Auch der Landweg wird benutzt: Im März vergangenen Jahres gerieten der Deutsche Benjamin Xu, der Schweizer Cendrim Ramadi und der Mazedonier Mohammed Zakiri mit ihrem Wagen in Zentralanatolien in eine Straßenkontrolle der Polizei. Das Trio war auf dem Rückweg von Syrien in die EU. An der Straßensperre eröffneten die IS-Mitglieder das Feuer und töteten drei Menschen.
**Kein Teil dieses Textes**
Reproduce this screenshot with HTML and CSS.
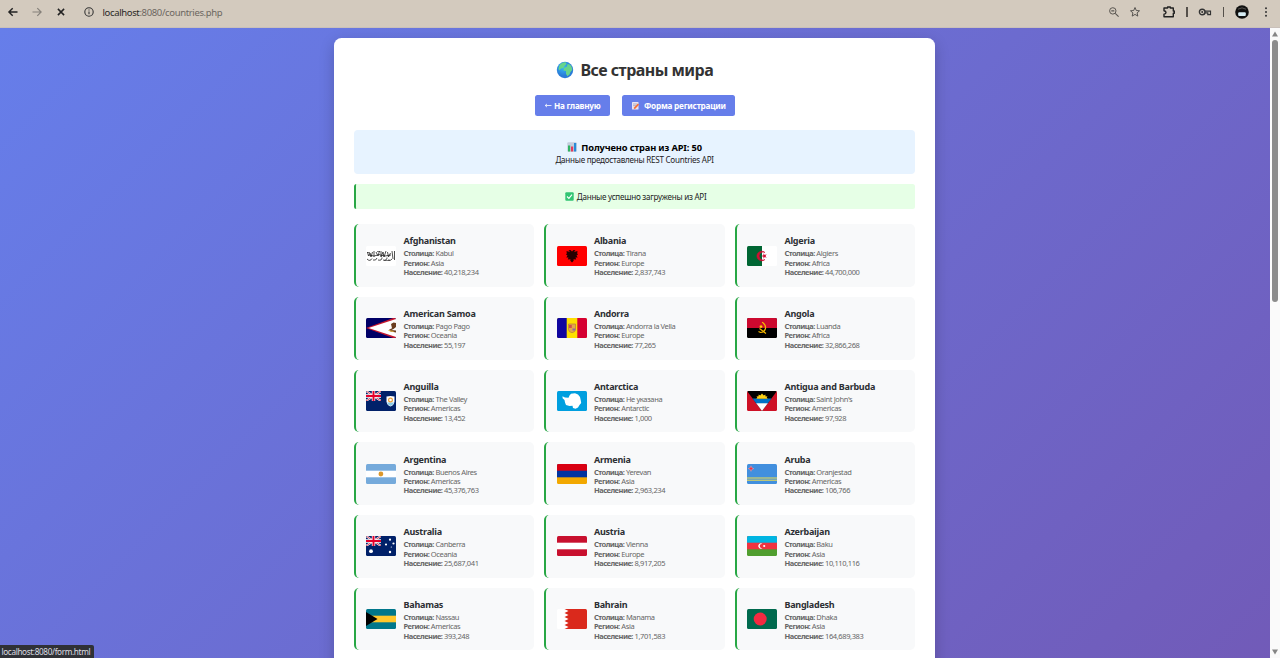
FILE: index.html
```html
<!DOCTYPE html>
<html lang="ru">
<head>
<meta charset="utf-8">
<title>Все страны мира</title>
<link rel="stylesheet" href="styles.css">
</head>
<body>
<svg class="defs" width="0" height="0">
  <symbol id="union" viewBox="0 0 15 10"><rect width="15" height="10" fill="#012169"/><path d="M0 0L15 10M15 0L0 10" stroke="#fff" stroke-width="2"/><path d="M0 0L15 10M15 0L0 10" stroke="#c8102e" stroke-width=".8"/><path d="M7.5 0V10M0 5H15" stroke="#fff" stroke-width="3.4"/><path d="M7.5 0V10M0 5H15" stroke="#e4002b" stroke-width="2"/></symbol>
</svg>
<header class="toolbar">
  <div class="nav">
    <svg viewBox="0 0 12 12" class="ic"><path d="M10.5 6H2M5.7 2.2L1.9 6l3.8 3.8" stroke="#222" stroke-width="1.4" fill="none"/></svg>
    <svg viewBox="0 0 12 12" class="ic"><path d="M1.5 6H10M6.3 2.2L10.1 6 6.3 9.8" stroke="#85807a" stroke-width="1.2" fill="none"/></svg>
    <svg viewBox="0 0 12 12" class="ic"><path d="M2.9 2.9l6.2 6.2M9.1 2.9L2.9 9.1" stroke="#222" stroke-width="1.5" fill="none"/></svg>
  </div>
  <svg viewBox="0 0 12 12" class="ic info"><circle cx="6" cy="6" r="4.2" stroke="#333" stroke-width="1.1" fill="none"/><path d="M6 5.4V8.3M6 3.5V4.5" stroke="#333" stroke-width="1.1"/></svg>
  <div class="url"><span class="host">localhost</span>:8080/countries.php</div>
  <div class="tools">
    <svg viewBox="0 0 12 12" class="ic t1"><circle cx="4.8" cy="4.9" r="3.2" stroke="#5a5651" fill="none"/><path d="M7.2 7.3L10.6 10.6M3.3 4.9H6.3" stroke="#5a5651" stroke-width="1.1"/></svg>
    <svg viewBox="0 0 12 12" class="ic t2"><path d="M6 1.500l1.300 3 3.200.3-2.400 2.100.7 3.200L6 8.400l-2.800 1.700.7-3.200L1.500 4.800l3.200-.3z" stroke="#4a4744" stroke-width=".9" fill="none"/></svg>
    <svg viewBox="0 0 14 14" class="ext"><path d="M2 3H5.600V2H8.300V3H11.300V6H12.300V8.300H11.300V11.800H2V9.200Q4 8.900 4 7.500 4 6 2 5.700Z" stroke="#222" stroke-width="1.400" fill="none" stroke-linejoin="round"/></svg>
    <i class="sep s1"></i>
    <svg viewBox="0 0 14 10" class="key"><circle cx="4.2" cy="5" r="2.800" stroke="#333" stroke-width="1.400" fill="none"/><circle cx="4.2" cy="5" r="1" fill="#333"/><path d="M7 4.200H12.500V7.600H9.800V5.800H7" stroke="#333" stroke-width="1.200" fill="none"/></svg>
    <i class="sep s2"></i>
    <svg viewBox="0 0 14 14" class="avatar"><circle cx="7" cy="7" r="6.800" fill="#111"/><path d="M3 4.200Q7 1.500 11 4.200" stroke="#77736e" stroke-width=".7" fill="none"/><rect x="3.200" y="7.300" width="7.600" height="3.700" rx="1" fill="#d7edf4"/></svg>
    <svg viewBox="0 0 4 12" class="dots"><g fill="#333"><circle cx="2" cy="2.200" r="1"/><circle cx="2" cy="6" r="1"/><circle cx="2" cy="9.800" r="1"/></g></svg>
  </div>
</header>
<div class="viewport">
  <div class="page">
    <main class="container">
      <h1><svg viewBox="0 0 18 18" class="globe"><defs><radialGradient id="sea" cx=".4" cy=".35"><stop offset="0" stop-color="#35baf5"/><stop offset="1" stop-color="#2a7bd8"/></radialGradient></defs><circle cx="9" cy="9" r="8.200" fill="url(#sea)"/><path d="M4.500 3Q7 1 10 1.400L10.500 3 8.500 5 7.500 7 5 7.500 3.500 9.500 2.500 8Q2.500 5 4.500 3ZM11.500 3Q14.500 3 15.700 6L16.300 9 14.500 11 13.500 13.500 11.500 15.300 10 13V10L7.500 9.500 8 7 11 5.500Z" fill="#67d48c"/></svg><span>Все страны мира</span></h1>
      <nav class="links">
        <a class="btn b1"><svg viewBox="0 0 8 8" class="arr"><path d="M7.500 4.500H1.200M3 2.900L1.200 4.500l1.800 1.600" stroke="#fff" stroke-width=".8" fill="none"/></svg><span>На главную</span></a>
        <a class="btn b2"><svg viewBox="0 0 9 9" class="memo"><rect x="1" y="1" width="6.500" height="7.600" rx=".6" fill="#e9e4f0"/><path d="M2 3H6.200M2 4.700H5" stroke="#8f87a8" stroke-width=".6"/><path d="M3.200 7.700L7.500 3.200" stroke="#f46d35" stroke-width="1.700"/></svg><span>Форма регистрации</span></a>
      </nav>
      <section class="stats">
        <div class="count"><svg viewBox="0 0 10 10" class="chart"><rect x=".3" y=".3" width="9.400" height="9.400" rx="1" fill="#c3cddd"/><rect x="1" y="3.500" width="2.200" height="6" fill="#2fb463"/><rect x="4" y="4.500" width="2.200" height="5" fill="#e33a5c"/><rect x="7" y="1" width="2.200" height="8.500" fill="#278ad8"/></svg><span>Получено стран из API: 50</span></div>
        <div class="src">Данные предоставлены REST Countries API</div>
      </section>
      <section class="success"><svg viewBox="0 0 9 9" class="check"><rect x=".3" y=".3" width="8.400" height="8.400" rx="1" fill="#32c573"/><path d="M2 4.500L3.900 6.400 7 2.600" stroke="#fff" stroke-width="1.100" fill="none"/></svg><span>Данные успешно загружены из API</span></section>
      <section class="grid">
        <article class="card"><svg class="flag" viewBox="0 0 30 20"><rect width="30" height="20" fill="#fff"/><g stroke="#222" fill="none" stroke-width=".8"><path d="M1.500 6l1 4 1.500-3 1 4 1.500-5M8 5v6M10 6l2 4 1.500-5M15 5v6l2-5 1 5 2-6M21.500 6l1 5 2-4M26 5l1 8M28.500 5v9"/><path d="M1 13q3 3 5-.5M7 14q3 1 4-2M12 14q4 1 4-2.500M17 14q4 1 4-2.500M22 14q3 1 4-1M3 9l5 1 6-1.500M14 9l5 1 6-1"/><path d="M1 6.500h3M11 5.500h3M18 14.500h6" stroke-width=".6"/></g></svg><div class="txt"><h3>Afghanistan</h3><p><b>Столица:</b> Kabul</p><p><b>Регион:</b> Asia</p><p><b>Население:</b> 40,218,234</p></div></article>
        <article class="card"><svg class="flag" viewBox="0 0 30 20"><rect width="30" height="20" fill="#f00"/><path d="M15 5.500L13.500 4 11.500 4.300 13 6 9.500 5 9.800 7.500 9 8.500 10.500 9.500 9.300 11.500 11.500 11.500 10.800 13.500 13.500 13.200 13.300 14.800 15 16.500 16.700 14.800 16.500 13.200 19.200 13.500 18.500 11.500 20.700 11.500 19.500 9.500 21 8.500 20.200 7.500 20.500 5 17 6 18.500 4.300 16.500 4Z" fill="#260000"/></svg><div class="txt"><h3>Albania</h3><p><b>Столица:</b> Tirana</p><p><b>Регион:</b> Europe</p><p><b>Население:</b> 2,837,743</p></div></article>
        <article class="card"><svg class="flag" viewBox="0 0 30 20"><rect width="30" height="20" fill="#fff"/><rect width="15" height="20" fill="#006633"/><path d="M18 6.500A4.800 4.800 0 1 0 18 13.500A4 4 0 1 1 18 6.500Z" fill="#d21034" stroke="#d21034" stroke-width=".6"/><path d="M14.200 10l2.200-.8.1-1.900 1.200 1.600 2-.6-1.200 1.700 1.200 1.700-2-.6-1.200 1.600-.1-1.900z" fill="#d21034"/></svg><div class="txt"><h3>Algeria</h3><p><b>Столица:</b> Algiers</p><p><b>Регион:</b> Africa</p><p><b>Население:</b> 44,700,000</p></div></article>

        <article class="card"><svg class="flag" viewBox="0 0 30 20"><rect width="30" height="20" fill="#000066"/><path d="M30 -1L0 10 30 21Z" fill="#c5162e"/><path d="M30 1L2.500 10 30 19Z" fill="#fff"/><path d="M25 6l2.500-1.500 2.500.5V9l-2.500 2-2 1 4.500.5v2l-5.500-1-1.500-1.700 3-1.500z" fill="#6b3e20"/><path d="M22.500 12.500l5 1" stroke="#e7b63a"/></svg><div class="txt"><h3>American Samoa</h3><p><b>Столица:</b> Pago Pago</p><p><b>Регион:</b> Oceania</p><p><b>Население:</b> 55,197</p></div></article>
        <article class="card"><svg class="flag" viewBox="0 0 30 20"><rect width="30" height="20" fill="#fedf00"/><rect width="9.700" height="20" fill="#10069f"/><rect x="20.300" width="9.700" height="20" fill="#d50032"/><path d="M11.500 6h7v5.500q0 2.500-3.500 3.200-3.500-.7-3.500-3.200z" fill="#e5a74b" stroke="#b97a38" stroke-width=".7"/><path d="M12 7h2.800v3H12z" fill="#d1514c"/><path d="M15.500 10.500h2.800v2h-2.800z" fill="#8a6aa5"/></svg><div class="txt"><h3>Andorra</h3><p><b>Столица:</b> Andorra la Vella</p><p><b>Регион:</b> Europe</p><p><b>Население:</b> 77,265</p></div></article>
        <article class="card"><svg class="flag" viewBox="0 0 30 20"><rect width="30" height="20"/><rect width="30" height="10" fill="#cc092f"/><path d="M15 4.300q4 2 3.500 6-1 4-5 4.200l-2-1M12.500 10.500l6.500 5" stroke="#f5b800" stroke-width="1.200" fill="none"/><path d="M14 6.500l.6 1.300 1.500.1-1.200.9.4 1.500-1.300-.8-1.300.8.400-1.500-1.200-.9 1.500-.1z" fill="#ffcb00"/></svg><div class="txt"><h3>Angola</h3><p><b>Столица:</b> Luanda</p><p><b>Регион:</b> Africa</p><p><b>Население:</b> 32,866,268</p></div></article>

        <article class="card"><svg class="flag" viewBox="0 0 30 20"><rect width="30" height="20" fill="#012169"/><use href="#union" width="15" height="10"/><path d="M20.500 5.500q4-1 8 0v5q-.5 4-4 5-3.500-1-4-5z" fill="#fff"/><path d="M21 11.500h7q-1 2.800-3.500 3.500-2.500-.7-3.500-3.500z" fill="#8acce8"/><circle cx="24.500" cy="9" r="1.900" stroke="#eea13a" stroke-width="1.200" fill="none"/></svg><div class="txt"><h3>Anguilla</h3><p><b>Столица:</b> The Valley</p><p><b>Регион:</b> Americas</p><p><b>Население:</b> 13,452</p></div></article>
        <article class="card"><svg class="flag" viewBox="0 0 30 20"><rect width="30" height="20" fill="#009fdf"/><path d="M5.500 5.200L8 6.500 11.500 6.800 12.500 4.500 14 2.800 18 2.300 21 3.500 23 6 23.700 9 24.200 12 22.500 14 21 16.500 18.500 17.700 16 17 15.500 14.800 12.500 15 9 14 8 11.500 7.500 9 5.600 7.200Z" fill="#fff"/></svg><div class="txt"><h3>Antarctica</h3><p><b>Столица:</b> Не указана</p><p><b>Регион:</b> Antarctic</p><p><b>Население:</b> 1,000</p></div></article>
        <article class="card"><svg class="flag" viewBox="0 0 30 20"><rect width="30" height="20" fill="#ce1126"/><path d="M0 0H30L15 20Z"/><path d="M5.500 7.500H24.500L20.500 12.700H9.500Z" fill="#0072c6"/><path d="M9.200 12.200H20.800L15 20Z" fill="#fff"/><path d="M9 7.700l1.300-.8-.7-1.700 1.800.2.300-2 1.500 1.200L15 2.500l1.800 2.100 1.500-1.200.3 2 1.800-.2-.7 1.700 1.300.8z" fill="#fcd116"/></svg><div class="txt"><h3>Antigua and Barbuda</h3><p><b>Столица:</b> Saint John's</p><p><b>Регион:</b> Americas</p><p><b>Население:</b> 97,928</p></div></article>

        <article class="card"><svg class="flag" viewBox="0 0 30 20"><rect width="30" height="20" fill="#75aadb"/><rect y="6.700" width="30" height="6.600" fill="#fff"/><circle cx="14.900" cy="10" r="2.400" fill="#dc982c"/></svg><div class="txt"><h3>Argentina</h3><p><b>Столица:</b> Buenos Aires</p><p><b>Регион:</b> Americas</p><p><b>Население:</b> 45,376,763</p></div></article>
        <article class="card"><svg class="flag" viewBox="0 0 30 20"><rect width="30" height="20" fill="#f2a800"/><rect width="30" height="13.300" fill="#0033a0"/><rect width="30" height="6.700" fill="#d90012"/></svg><div class="txt"><h3>Armenia</h3><p><b>Столица:</b> Yerevan</p><p><b>Регион:</b> Asia</p><p><b>Население:</b> 2,963,234</p></div></article>
        <article class="card"><svg class="flag" viewBox="0 0 30 20"><rect width="30" height="20" fill="#418fde"/><path d="M0 14H30M0 16.200H30" stroke="#f5e04a"/><path d="M4 1.800l.8 2 2 .8-2 .8-.8 2-.8-2-2-.8 2-.8z" fill="#ef3340" stroke="#f6b7c4" stroke-width=".4"/></svg><div class="txt"><h3>Aruba</h3><p><b>Столица:</b> Oranjestad</p><p><b>Регион:</b> Americas</p><p><b>Население:</b> 106,766</p></div></article>

        <article class="card"><svg class="flag" viewBox="0 0 30 20"><rect width="30" height="20" fill="#012169"/><use href="#union" width="15" height="10"/><g fill="#fff"><circle cx="5" cy="15.200" r="1.900"/><circle cx="24" cy="3.700" r="1.100"/><circle cx="20" cy="8.500" r="1.100"/><circle cx="27.500" cy="7.500" r="1.100"/><circle cx="24" cy="16" r="1.200"/><circle cx="25.300" cy="11" r=".6"/></g></svg><div class="txt"><h3>Australia</h3><p><b>Столица:</b> Canberra</p><p><b>Регион:</b> Oceania</p><p><b>Население:</b> 25,687,041</p></div></article>
        <article class="card"><svg class="flag" viewBox="0 0 30 20"><rect width="30" height="20" fill="#c8102e"/><rect y="6.700" width="30" height="6.600" fill="#fff"/></svg><div class="txt"><h3>Austria</h3><p><b>Столица:</b> Vienna</p><p><b>Регион:</b> Europe</p><p><b>Население:</b> 8,917,205</p></div></article>
        <article class="card"><svg class="flag" viewBox="0 0 30 20"><rect width="30" height="20" fill="#509e2f"/><rect width="30" height="13.300" fill="#ef3340"/><rect width="30" height="6.700" fill="#00b5e2"/><path d="M15.500 8A2.600 2.600 0 1 0 15.500 12A2.100 2.100 0 1 1 15.500 8Z" fill="#fff"/><circle cx="17.200" cy="10" r="1.100" fill="#fff"/></svg><div class="txt"><h3>Azerbaijan</h3><p><b>Столица:</b> Baku</p><p><b>Регион:</b> Asia</p><p><b>Население:</b> 10,110,116</p></div></article>

        <article class="card"><svg class="flag" viewBox="0 0 30 20"><rect width="30" height="20" fill="#00778b"/><rect y="6.700" width="30" height="6.600" fill="#ffc72c"/><path d="M0 3L11.500 10 0 17Z"/></svg><div class="txt"><h3>Bahamas</h3><p><b>Столица:</b> Nassau</p><p><b>Регион:</b> Americas</p><p><b>Население:</b> 393,248</p></div></article>
        <article class="card"><svg class="flag" viewBox="0 0 30 20"><rect width="30" height="20" fill="#fff"/><path d="M30 0H7.500L11.500 2 7.500 4 11.500 6 7.500 8 11.500 10 7.500 12 11.500 14 7.500 16 11.500 18 7.500 20H30Z" fill="#da291c"/></svg><div class="txt"><h3>Bahrain</h3><p><b>Столица:</b> Manama</p><p><b>Регион:</b> Asia</p><p><b>Население:</b> 1,701,583</p></div></article>
        <article class="card"><svg class="flag" viewBox="0 0 30 20"><rect width="30" height="20" fill="#006a4e"/><circle cx="13.200" cy="10" r="6.500" fill="#f42a41"/></svg><div class="txt"><h3>Bangladesh</h3><p><b>Столица:</b> Dhaka</p><p><b>Регион:</b> Asia</p><p><b>Население:</b> 164,689,383</p></div></article>
      </section>
    </main>
  </div>
  <aside class="scroll">
    <svg viewBox="0 0 10 8" class="up"><path d="M5 1.500L8 6.500H2Z" fill="#858585"/></svg>
    <div class="track"><div class="thumb"></div></div>
    <svg viewBox="0 0 10 8" class="up"><path d="M5 6.500L8 1.500H2Z" fill="#858585"/></svg>
  </aside>
  <div class="status">localhost:8080/form.html</div>
</div>
</body>
</html>
```
FILE: styles.css
```css
* { box-sizing: border-box; margin: 0; padding: 0; }
body { width: 1280px; height: 658px; overflow: hidden; display: flex; flex-direction: column; font-family: "Noto Sans", "Open Sans", sans-serif; }
svg { display: block; flex: none; }
.defs { position: absolute; }

.toolbar { height: 27.5px; flex: none; background: #d3cabe; display: flex; align-items: center; padding: 0 12px 3px 7px; border-bottom: 1px solid #c9c0ba; }
.nav { display: flex; gap: 12px; }
.ic { width: 12px; height: 12px; }
.info { margin-left: 16px; }
.url { margin-left: 7.5px; padding-top: 1px; font-size: 9.5px; letter-spacing: -.36px; color: #6b6660; white-space: nowrap; }
.host { color: #292725; }
.tools { margin-left: auto; display: flex; align-items: center; }
.t2 { margin-left: 9.5px; }
.ext { width: 14px; height: 14px; margin-left: 21px; }
.sep { width: 1.3px; height: 10px; background: #55504b; }
.s1 { margin-left: 10px; }
.key { width: 14px; height: 10px; margin-left: 10px; }
.s2 { margin-left: 11px; }
.avatar { width: 14px; height: 14px; margin-left: 11px; }
.dots { width: 4px; height: 12px; margin-left: 15px; }

.viewport { flex: 1; min-height: 0; display: flex; position: relative; }
.page { flex: 1; overflow: hidden; padding: 10.5px 0 0 334px; background: linear-gradient(135deg, #667eea, #764ba2) 0 0 / 100% 1465px no-repeat; }
.container { width: 601.3px; height: 1430px; background: #fff; border-radius: 7.5px; padding: 20px; box-shadow: 0 5px 15px rgba(0, 0, 0, .2); }

h1 { height: 24px; display: flex; align-items: center; justify-content: center; gap: 6.5px; font-size: 16px; line-height: 24px; letter-spacing: -.53px; color: #333; white-space: nowrap; }
.globe { width: 18px; height: 18px; }
.links { display: flex; justify-content: center; gap: 12.5px; margin-top: 13px; }
.btn { height: 20.5px; border-radius: 2.5px; background: #667eea; color: #fff; font-size: 8.2px; letter-spacing: -.22px; font-weight: 700; display: flex; align-items: center; justify-content: center; gap: 2px; white-space: nowrap; }
.b1 { width: 75px; }
.b2 { width: 112.3px; gap: 4px; }
.arr { width: 8px; height: 8px; }
.memo { width: 9px; height: 9px; }
.stats { margin-top: 14.5px; height: 43.7px; border-radius: 4px; background: #e7f3ff; display: flex; flex-direction: column; align-items: center; padding-top: 10.5px; color: #000; white-space: nowrap; }
.count { display: flex; align-items: center; gap: 4px; font-size: 9.3px; letter-spacing: -.14px; font-weight: 700; line-height: 13px; }
.chart { width: 10px; height: 10px; }
.src { font-size: 8.1px; line-height: 11px; letter-spacing: -.26px; color: #1d2125; }
.success { margin-top: 10px; height: 25.7px; border-radius: 2.5px; border-left: 2px solid #28a745; background: #e6ffe6; display: flex; align-items: center; justify-content: center; gap: 3px; font-size: 8.1px; letter-spacing: -.26px; color: #1d251d; white-space: nowrap; }
.check { width: 9px; height: 9px; }

.grid { margin-top: 15px; display: grid; grid-template-columns: repeat(3, 1fr); grid-auto-rows: 62.6px; gap: 10.1px; }
.card { border-radius: 5px; border-left: 2px solid #28a745; background: #f8f9fa; display: flex; align-items: center; padding-left: 10.2px; gap: 7.3px; }
.flag { width: 30px; height: 20px; border-radius: 1.5px; }
.txt { white-space: nowrap; padding-top: 1.6px; }
.txt h3 { font-size: 9px; line-height: 12px; letter-spacing: -.24px; color: #2c2f33; margin-bottom: 2px; }
.txt p { font-size: 7.5px; line-height: 9.35px; color: #666; letter-spacing: -.38px; }
.txt b { font-weight: 700; letter-spacing: -.5px; }

.scroll { width: 10px; background: #fafafa; display: flex; flex-direction: column; align-items: center; padding: 2px 0; }
.up { width: 10px; height: 8px; }
.track { flex: 1; padding-top: 2.5px; }
.thumb { width: 5.5px; height: 262px; border-radius: 3px; background: #8b8b8b; }
.status { position: absolute; left: 0; bottom: 0; width: 94px; height: 13px; background: #2f3136; color: #dcdde0; font-size: 8.2px; letter-spacing: -.36px; line-height: 13.5px; padding-left: 1.5px; border-radius: 0 2px 0 0; white-space: nowrap; }
```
Sie stehen derzeit vor Gericht.
Andere IS-Extremisten mischen sich unter die syrischen Flüchtlinge, die zu Tausenden über die Ägäis nach Griechenland fahren. Nach französischen Angaben gelangten zwei Attentäter von Paris über die Türkei und Griechenland nach Frankreich.
Die türkischen Behörden haben nach eigenen Angaben in den vergangenen Jahren mehrere Tausend mutmaßliche IS-Sympathisanten aus dem Ausland abgefangen. Allein in den vergangenen Wochen wurden fast 50 Marokkaner, die auf dem Weg nach Syrien per Flugzeug in Istanbul ankamen, wieder nach Hause geschickt. Der US-Geheimdienst CIA schätzte im vergangenen Jahr, dass Ausländer rund die Hälfte der IS-Kämpfer stellen.
Aus türkischen Regierungskreisen verlautete am Wochenende, derzeit stünden die Namen von 26 600 Menschen auf einer schwarzen Liste von Terrorverdächtigen, denen automatisch die Einreise verweigert wird. Die allermeisten Namen auf der Liste stammen von den Behörden jener Länder, aus denen die Verdächtigen stammen.
Doch reibungslos verläuft die Zusammenarbeit keineswegs. Immer wieder wirft die Türkei ihren europäischen Partnern vor, zu wenig oder zu spät über die Reisen mutmaßlicher IS-Mitglieder zu informieren. Allerdings wissen die europäischen Sicherheitsbehörden häufig nicht, dass sich Verdächtige Richtung Türkei abgesetzt haben. So kann ein deutscher IS-Anhänger ohne Grenzkontrollen nach Amsterdam, Brüssel oder Paris reisen und von dort aus nach Istanbul oder Antalya fliegen.